Wednesday, February 27, 2008
Electronic Health Record - tick tock, tick tock
Go into most doctor's offices or clinics across the United States and you will see racks of messy files, patient charts, stacks of paper ready to be filed and lots of little messages and bits of paper that have no home. You could not differentiate if it is a chart room from 1943 or 2008, except that now there is 20 times the paper to be filed.
There is unanimous agreement from doctors, hospitals, patients, academics and Yes! our own government that Medicine is far behind other industries in automating with an electronic health record (EHR aka: electronic medical record). The push for the EHR has been around for 10+ years, continuing today from Pres. Bush and each of the presidential candidates in their "reform health care" platforms. Despite the unanimity around the benefits to society with a universal EHR, only 14% of doctors use a "minimally functional" EHR...one that captures clinical notes, orders for prescriptions, lab and radiology tests and results.
Roughly half of all practicing physicians are in solo or small partnership practices. They don't have the resources, IT infrastructure, or development time to convert to the electronic health record. Large multi specialty groups (10 doctors or more) are the ones that are adopting this technology and generally they are very happy with the benefits to their practice lives and their patient care.
So when you hear the candidates talking about linking doctors, hospitals, all caregivers and patients electronically through an EHR and the wonderful savings that will be obtained by technology you should ask "Oh, yea, how do you think this is going to happen?" Despite billions of dollars invested in software development, we still do not have an interoperable EHR. The systems don't talk to each other and the vendors are competitors and are unwilling to interface with each other.

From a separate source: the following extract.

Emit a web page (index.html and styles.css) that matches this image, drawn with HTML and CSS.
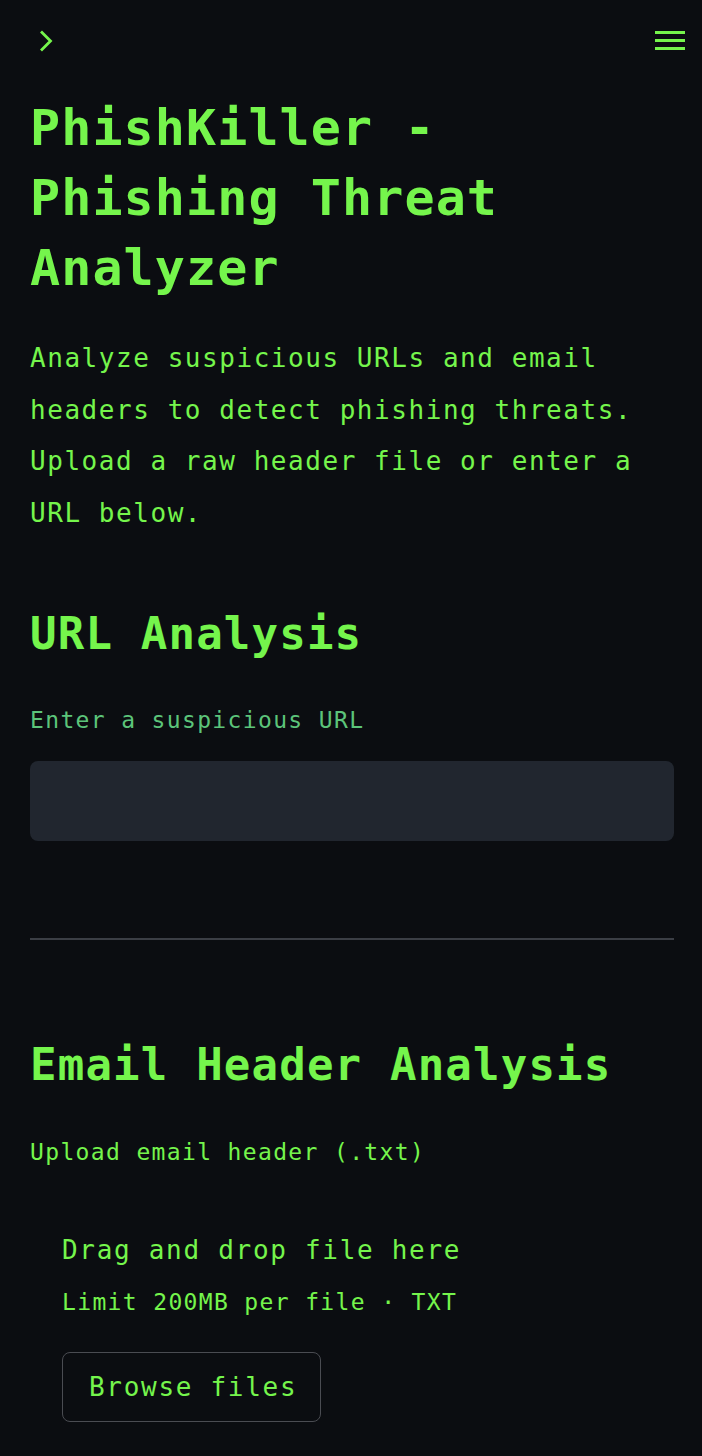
FILE: index.html
```html
<!DOCTYPE html>
<html lang="en">
<head>
<meta charset="utf-8">
<title>PhishKiller - Phishing Threat Analyzer</title>
<link rel="stylesheet" href="styles.css">
</head>
<body>
<header class="topbar">
  <svg class="chevron" width="14" height="22" viewBox="0 0 14 22" aria-hidden="true">
    <path d="M2 1.5 L11.5 11 L2 20.5" fill="none" stroke="#75f54c" stroke-width="2.8" stroke-linejoin="miter"/>
  </svg>
  <svg class="burger" width="30" height="19" viewBox="0 0 30 19" aria-hidden="true">
    <rect x="0" y="0" width="30" height="3" fill="#75f54c"/>
    <rect x="0" y="8" width="30" height="3" fill="#75f54c"/>
    <rect x="0" y="16" width="30" height="3" fill="#75f54c"/>
  </svg>
</header>
<main class="main">
  <h1 class="title">PhishKiller - Phishing Threat Analyzer</h1>
  <p class="intro">Analyze suspicious URLs and email headers to detect phishing threats. Upload a raw header file or enter a URL below.</p>

  <h2 class="section-title">URL Analysis</h2>
  <label class="field-label" for="url">Enter a suspicious URL</label>
  <input class="url-input" id="url" type="text">

  <hr class="divider">

  <h2 class="section-title email-title">Email Header Analysis</h2>
  <div class="upload-label">Upload email header (.txt)</div>
  <div class="dropzone">
    <div class="drop-main">Drag and drop file here</div>
    <div class="drop-sub">Limit 200MB per file · TXT</div>
    <button class="browse" type="button">Browse files</button>
  </div>
</main>
</body>
</html>
```
FILE: styles.css
```css
html, body {
  margin: 0;
  padding: 0;
  background: #0b0d11;
}
body {
  font-family: "DejaVu Sans Mono", "Liberation Mono", monospace;
  color: #75f54c;
  min-height: 1456px;
}
.topbar {
  height: 81px;
  display: flex;
  align-items: center;
  justify-content: space-between;
  padding: 0 17px 0 39px;
  box-sizing: border-box;
}
.chevron, .burger {
  display: block;
}
.main {
  padding: 0 28px 0 30px;
}
.title {
  margin: 12px 0 0;
  font-size: 50px;
  line-height: 70px;
  font-weight: bold;
  letter-spacing: 1.1px;
}
.intro {
  margin: 30px 0 0;
  font-size: 26px;
  line-height: 51.5px;
  letter-spacing: 1.55px;
}
.section-title {
  margin: 68px 0 0;
  font-size: 44px;
  line-height: 53px;
  font-weight: bold;
  letter-spacing: 1.2px;
}
.field-label {
  display: block;
  margin-top: 45px;
  font-size: 23px;
  line-height: 30px;
  letter-spacing: 1.35px;
  color: #5cc47a;
}
.url-input {
  display: block;
  margin: 26px 0 0;
  width: 100%;
  height: 80px;
  box-sizing: border-box;
  border: none;
  border-radius: 8px;
  background: #21262f;
  outline: none;
  padding: 0 20px;
  font-family: inherit;
  font-size: 26px;
  color: #75f54c;
}
.divider {
  margin: 97px 0 0;
  border: none;
  height: 2px;
  background: #3b3e45;
}
.section-title.email-title {
  margin-top: 98px;
}
.upload-label {
  margin-top: 46px;
  font-size: 23px;
  line-height: 30px;
  letter-spacing: 1.35px;
}
.dropzone {
  margin-top: 36px;
  padding: 32px 32px 30px;
}
.drop-main {
  font-size: 26px;
  line-height: 30px;
  letter-spacing: 1.7px;
}
.drop-sub {
  margin-top: 22px;
  font-size: 23px;
  line-height: 30px;
  letter-spacing: 1.35px;
}
.browse {
  margin-top: 35px;
  height: 70px;
  padding: 0 23px 0 26px;
  display: flex;
  align-items: center;
  background: transparent;
  border: 1.5px solid #4a4c52;
  border-radius: 8px;
  color: #75f54c;
  font-family: inherit;
  font-size: 26px;
  letter-spacing: 1.7px;
  cursor: pointer;
}
```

A personal health record that the patient keeps is one thing and is valuable for both self-responsibility and control. But that is very different from a real time, complete, instantly accessible electronic chart that can be used by each of your doctors, whether it be the ER or the dermatologist. The privacy issues will disappear if we truly think of what is needed for best patient care (not data mining so you can be sold something or denied coverage for a condition).
Over time (lots of time), I think we will get there. The solo practitioner is a dying practice model and Medicine is going the way of big business and larger groups. It will take this type of capital investment for the EHR to be implemented everywhere. Making sure our technology goals have the "patient first" will go a long way in speeding up the process.